-- start Supplied information --

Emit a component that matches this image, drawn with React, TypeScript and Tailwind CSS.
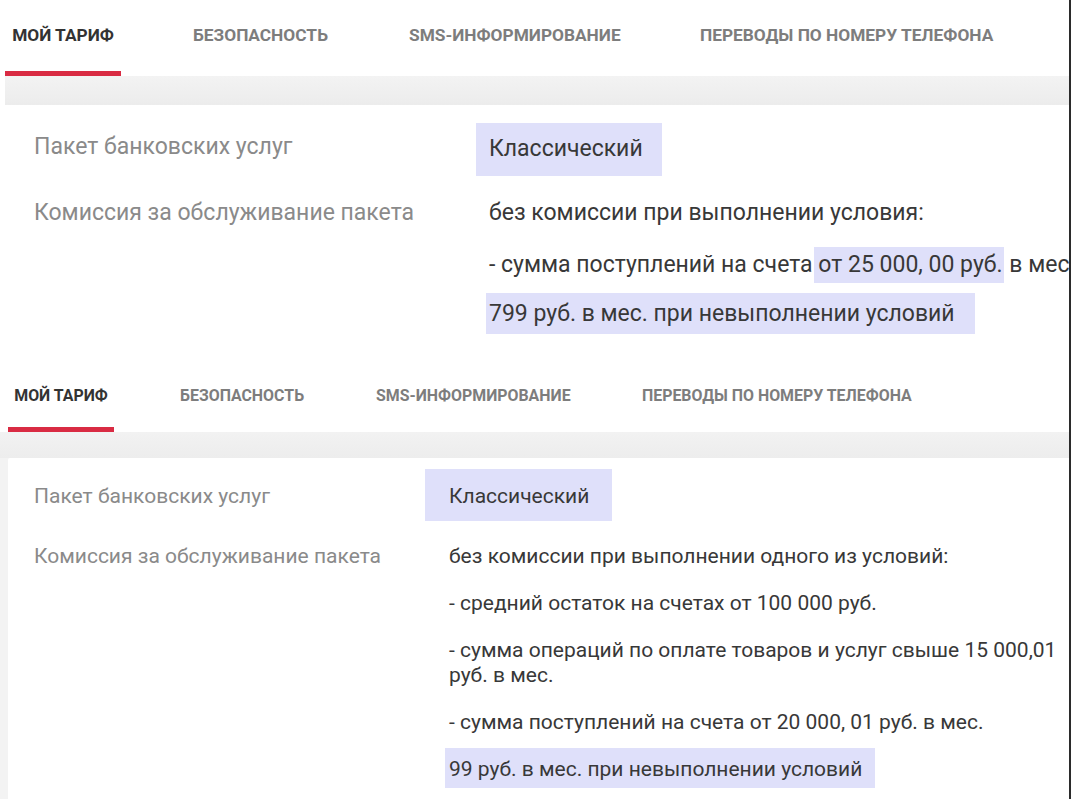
import React from "react";

const font = { fontFamily: "Roboto, 'Noto Sans', sans-serif" };

function TopSection() {
  return (
    <div className="h-[358px] bg-white flex flex-col">
      {/* tabs */}
      <div className="h-[76px] flex pl-[5px] shrink-0">
        <div className="w-[116px] flex flex-col">
          <div className="h-[71px] flex items-center justify-center text-[17.3px] font-bold text-[#333333] whitespace-nowrap">МОЙ ТАРИФ</div>
          <div className="h-[5px] bg-[#d92b43]" />
        </div>
        <div className="w-[72px]" />
        <div className="w-[216px] h-[71px] flex items-center text-[17.3px] font-bold text-[#7d7d7d] whitespace-nowrap">БЕЗОПАСНОСТЬ</div>
        <div className="w-[291px] h-[71px] flex items-center text-[17.3px] font-bold text-[#7d7d7d] whitespace-nowrap">SMS-ИНФОРМИРОВАНИЕ</div>
        <div className="h-[71px] flex items-center text-[17.3px] font-bold text-[#7d7d7d] whitespace-nowrap">ПЕРЕВОДЫ ПО НОМЕРУ ТЕЛЕФОНА</div>
      </div>
      <div className="h-[29px] ml-[5px] bg-gradient-to-b from-[#f3f3f3] to-[#ececec] shrink-0" />
      {/* card */}
      <div className="flex-1 pl-[34px] pt-[18px] overflow-hidden">
        <div className="flex items-center">
          <div className="w-[442px] shrink-0 text-[23px] text-[#8a8a8a] leading-[27px] -mt-[6px] whitespace-nowrap">Пакет банковских услуг</div>
          <div className="h-[53px] flex items-center pl-[13px] pr-[19px] bg-[#dfe0fa] text-[23px] text-[#383838]">Классический</div>
        </div>
        <div className="flex mt-[23px]">
          <div className="w-[455px] shrink-0 text-[23px] text-[#8a8a8a] leading-[27px] whitespace-nowrap">Комиссия за обслуживание пакета</div>
          <div className="flex-1 min-w-0 text-[23px] text-[#383838] leading-[27px] whitespace-nowrap">
            <div>без комиссии при выполнении условия:</div>
            <div className="mt-[25px]">
              - сумма поступлений на счета{" "}
              <span className="inline-block bg-[#dfe0fa] leading-[36px] -my-[4px] pr-[1px] -ml-[4px] pl-[4px]">от 25 000, 00 руб.</span>
              {" "}в мес.
            </div>
            <div className="mt-[14px] -ml-[3px] w-[489px] h-[41px] pl-[3px] flex items-center bg-[#dfe0fa]">
              799 руб. в мес. при невыполнении условий
            </div>
          </div>
        </div>
      </div>
    </div>
  );
}

function BottomSection() {
  return (
    <div className="flex-1 flex flex-col bg-[#f3f3f3]">
      <div className="h-[74px] flex pl-[8px] bg-white shrink-0">
        <div className="w-[106px] flex flex-col">
          <div className="h-[69px] pt-[7px] flex items-center justify-center text-[15.9px] font-bold text-[#333333] whitespace-nowrap">МОЙ ТАРИФ</div>
          <div className="h-[5px] bg-[#d92b43]" />
        </div>
        <div className="w-[66px]" />
        <div className="w-[196px] h-[69px] pt-[7px] flex items-center text-[15.9px] font-bold text-[#7d7d7d] whitespace-nowrap">БЕЗОПАСНОСТЬ</div>
        <div className="w-[266px] h-[69px] pt-[7px] flex items-center text-[15.9px] font-bold text-[#7d7d7d] whitespace-nowrap">SMS-ИНФОРМИРОВАНИЕ</div>
        <div className="h-[69px] pt-[7px] flex items-center text-[15.9px] font-bold text-[#7d7d7d] whitespace-nowrap">ПЕРЕВОДЫ ПО НОМЕРУ ТЕЛЕФОНА</div>
      </div>
      <div className="h-[26px] bg-gradient-to-b from-[#f2f2f2] to-[#ededed] shrink-0" />
      <div className="flex-1 ml-[8px] bg-white pl-[26px] pt-[11px] overflow-hidden rounded-tl-[2px]">
        <div className="flex items-center">
          <div className="w-[391px] shrink-0 text-[21px] text-[#8a8a8a] leading-[25px] mt-[3px] whitespace-nowrap">Пакет банковских услуг</div>
          <div className="h-[52px] flex items-center pl-[24px] pr-[23px] pt-[4px] bg-[#dfe0fa] text-[21px] text-[#383838]">Классический</div>
        </div>
        <div className="flex mt-[23px]">
          <div className="w-[415px] shrink-0 text-[21px] text-[#8a8a8a] leading-[25px] whitespace-nowrap">Комиссия за обслуживание пакета</div>
          <div className="w-[620px] text-[21px] text-[#383838] leading-[25px] whitespace-nowrap">
            <div>без комиссии при выполнении одного из условий:</div>
            <div className="mt-[22px]">- средний остаток на счетах от 100 000 руб.</div>
            <div className="mt-[22px]">- сумма операций по оплате товаров и услуг свыше 15 000,01<br />руб. в мес.</div>
            <div className="mt-[22px]">- сумма поступлений на счета от 20 000, 01 руб. в мес.</div>
            <div className="mt-[13px] -ml-[4px] w-[430px] h-[40px] pl-[4px] pt-[2px] flex items-center bg-[#dfe0fa]">
              99 руб. в мес. при невыполнении условий
            </div>
          </div>
        </div>
      </div>
    </div>
  );
}

export default function App() {
  return (
    <div className="w-[1071px] h-[799px] overflow-hidden flex bg-white" style={font}>
      <div className="flex-1 flex flex-col min-w-0">
        <TopSection />
        <BottomSection />
      </div>
      <div className="w-[2px] bg-[#2b2b2b] shrink-0" />
    </div>
  );
}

-- end Supplied information --

— Requirements —
The material above holds pictures; copy everything else in it exactly.

— Correct answer —
Emit a component that matches this image, drawn with React, TypeScript and Tailwind CSS.
import React from "react";

const font = { fontFamily: "Roboto, 'Noto Sans', sans-serif" };

function TopSection() {
  return (
    <div className="h-[358px] bg-white flex flex-col">
      {/* tabs */}
      <div className="h-[76px] flex pl-[5px] shrink-0">
        <div className="w-[116px] flex flex-col">
          <div className="h-[71px] flex items-center justify-center text-[17.3px] font-bold text-[#333333] whitespace-nowrap">МОЙ ТАРИФ</div>
          <div className="h-[5px] bg-[#d92b43]" />
        </div>
        <div className="w-[72px]" />
        <div className="w-[216px] h-[71px] flex items-center text-[17.3px] font-bold text-[#7d7d7d] whitespace-nowrap">БЕЗОПАСНОСТЬ</div>
        <div className="w-[291px] h-[71px] flex items-center text-[17.3px] font-bold text-[#7d7d7d] whitespace-nowrap">SMS-ИНФОРМИРОВАНИЕ</div>
        <div className="h-[71px] flex items-center text-[17.3px] font-bold text-[#7d7d7d] whitespace-nowrap">ПЕРЕВОДЫ ПО НОМЕРУ ТЕЛЕФОНА</div>
      </div>
      <div className="h-[29px] ml-[5px] bg-gradient-to-b from-[#f3f3f3] to-[#ececec] shrink-0" />
      {/* card */}
      <div className="flex-1 pl-[34px] pt-[18px] overflow-hidden">
        <div className="flex items-center">
          <div className="w-[442px] shrink-0 text-[23px] text-[#8a8a8a] leading-[27px] -mt-[6px] whitespace-nowrap">Пакет банковских услуг</div>
          <div className="h-[53px] flex items-center pl-[13px] pr-[19px] bg-[#dfe0fa] text-[23px] text-[#383838]">Классический</div>
        </div>
        <div className="flex mt-[23px]">
          <div className="w-[455px] shrink-0 text-[23px] text-[#8a8a8a] leading-[27px] whitespace-nowrap">Комиссия за обслуживание пакета</div>
          <div className="flex-1 min-w-0 text-[23px] text-[#383838] leading-[27px] whitespace-nowrap">
            <div>без комиссии при выполнении условия:</div>
            <div className="mt-[25px]">
              - сумма поступлений на счета{" "}
              <span className="inline-block bg-[#dfe0fa] leading-[36px] -my-[4px] pr-[1px] -ml-[4px] pl-[4px]">от 25 000, 00 руб.</span>
              {" "}в мес.
            </div>
            <div className="mt-[14px] -ml-[3px] w-[489px] h-[41px] pl-[3px] flex items-center bg-[#dfe0fa]">
              799 руб. в мес. при невыполнении условий
            </div>
          </div>
        </div>
      </div>
    </div>
  );
}

function BottomSection() {
  return (
    <div className="flex-1 flex flex-col bg-[#f3f3f3]">
      <div className="h-[74px] flex pl-[8px] bg-white shrink-0">
        <div className="w-[106px] flex flex-col">
          <div className="h-[69px] pt-[7px] flex items-center justify-center text-[15.9px] font-bold text-[#333333] whitespace-nowrap">МОЙ ТАРИФ</div>
          <div className="h-[5px] bg-[#d92b43]" />
        </div>
        <div className="w-[66px]" />
        <div className="w-[196px] h-[69px] pt-[7px] flex items-center text-[15.9px] font-bold text-[#7d7d7d] whitespace-nowrap">БЕЗОПАСНОСТЬ</div>
        <div className="w-[266px] h-[69px] pt-[7px] flex items-center text-[15.9px] font-bold text-[#7d7d7d] whitespace-nowrap">SMS-ИНФОРМИРОВАНИЕ</div>
        <div className="h-[69px] pt-[7px] flex items-center text-[15.9px] font-bold text-[#7d7d7d] whitespace-nowrap">ПЕРЕВОДЫ ПО НОМЕРУ ТЕЛЕФОНА</div>
      </div>
      <div className="h-[26px] bg-gradient-to-b from-[#f2f2f2] to-[#ededed] shrink-0" />
      <div className="flex-1 ml-[8px] bg-white pl-[26px] pt-[11px] overflow-hidden rounded-tl-[2px]">
        <div className="flex items-center">
          <div className="w-[391px] shrink-0 text-[21px] text-[#8a8a8a] leading-[25px] mt-[3px] whitespace-nowrap">Пакет банковских услуг</div>
          <div className="h-[52px] flex items-center pl-[24px] pr-[23px] pt-[4px] bg-[#dfe0fa] text-[21px] text-[#383838]">Классический</div>
        </div>
        <div className="flex mt-[23px]">
          <div className="w-[415px] shrink-0 text-[21px] text-[#8a8a8a] leading-[25px] whitespace-nowrap">Комиссия за обслуживание пакета</div>
          <div className="w-[620px] text-[21px] text-[#383838] leading-[25px] whitespace-nowrap">
            <div>без комиссии при выполнении одного из условий:</div>
            <div className="mt-[22px]">- средний остаток на счетах от 100 000 руб.</div>
            <div className="mt-[22px]">- сумма операций по оплате товаров и услуг свыше 15 000,01<br />руб. в мес.</div>
            <div className="mt-[22px]">- сумма поступлений на счета от 20 000, 01 руб. в мес.</div>
            <div className="mt-[13px] -ml-[4px] w-[430px] h-[40px] pl-[4px] pt-[2px] flex items-center bg-[#dfe0fa]">
              99 руб. в мес. при невыполнении условий
            </div>
          </div>
        </div>
      </div>
    </div>
  );
}

export default function App() {
  return (
    <div className="w-[1071px] h-[799px] overflow-hidden flex bg-white" style={font}>
      <div className="flex-1 flex flex-col min-w-0">
        <TopSection />
        <BottomSection />
      </div>
      <div className="w-[2px] bg-[#2b2b2b] shrink-0" />
    </div>
  );
}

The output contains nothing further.